At a certain period, not long after the treatment had begun, the girl brought a series of dreams which, distorted as is customary and couched in the usual dream-language, could nevertheless be easily translated with certainty. Their content, when interpreted, was, however, remarkable. They anticipated the cure of the inversion through the treatment, expressed her joy over the prospects of life then opened before her, confessed her longing for a man’s love and for children, and so might have been welcomed as a gratifying preparation for the desired change…. Warned through some slight impression or other, I told her one day but I did not believe these dreams, that I regarded them as false or hypocritical, and that she intended to deceive me just as she had habitually deceived her father. I was right; after this exposition this kind of dream ceased.

 

("The inversion" is Freud’s pseudo-scientific term for being gay.) You might think that Sigmund is suggesting that the woman is lying. No, the unconscious is lying.
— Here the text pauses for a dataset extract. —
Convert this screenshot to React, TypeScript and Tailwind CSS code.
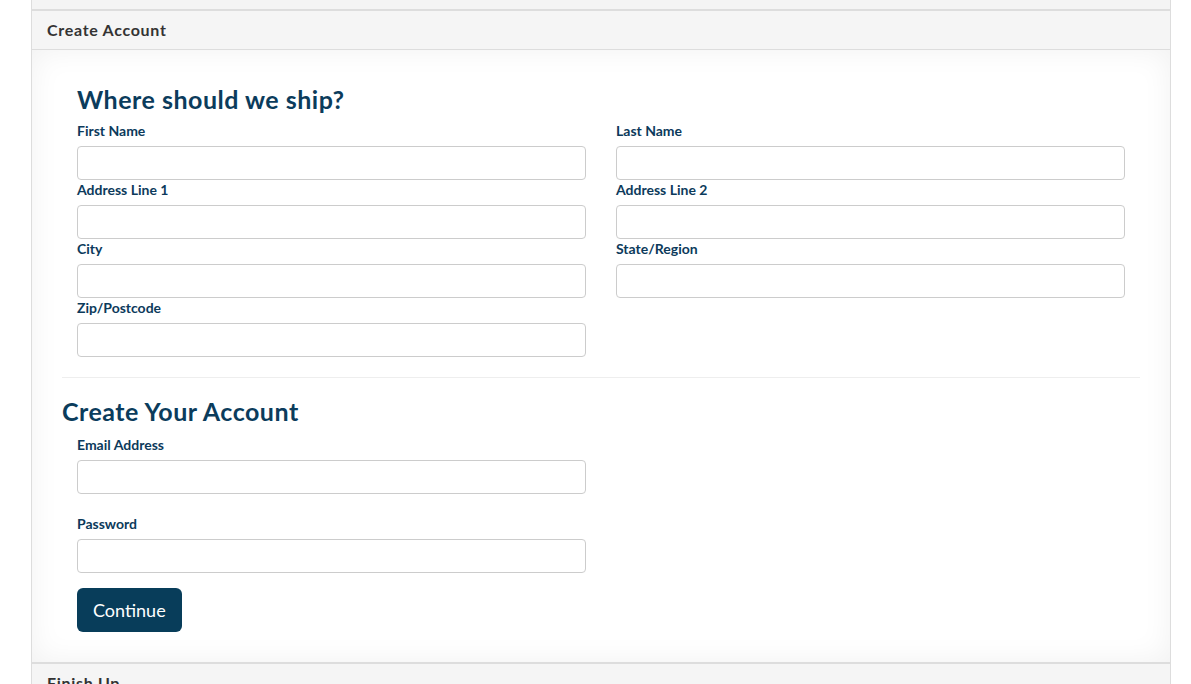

He goes on:

 

I can imagine that to point out the existence of lying dreams of this kind, destined to please the analyst, will arouse in some readers who call themselves analysts a real storm of helpless indignation. "What!" they will exclaim, "so the unconscious, the real center of our mental life, the part of us that is so much nearer the divine than our poor consciousness, so that too can lie!"

 

Here, Freud slips and reveals the immense sacred power he invests in the Unconscious.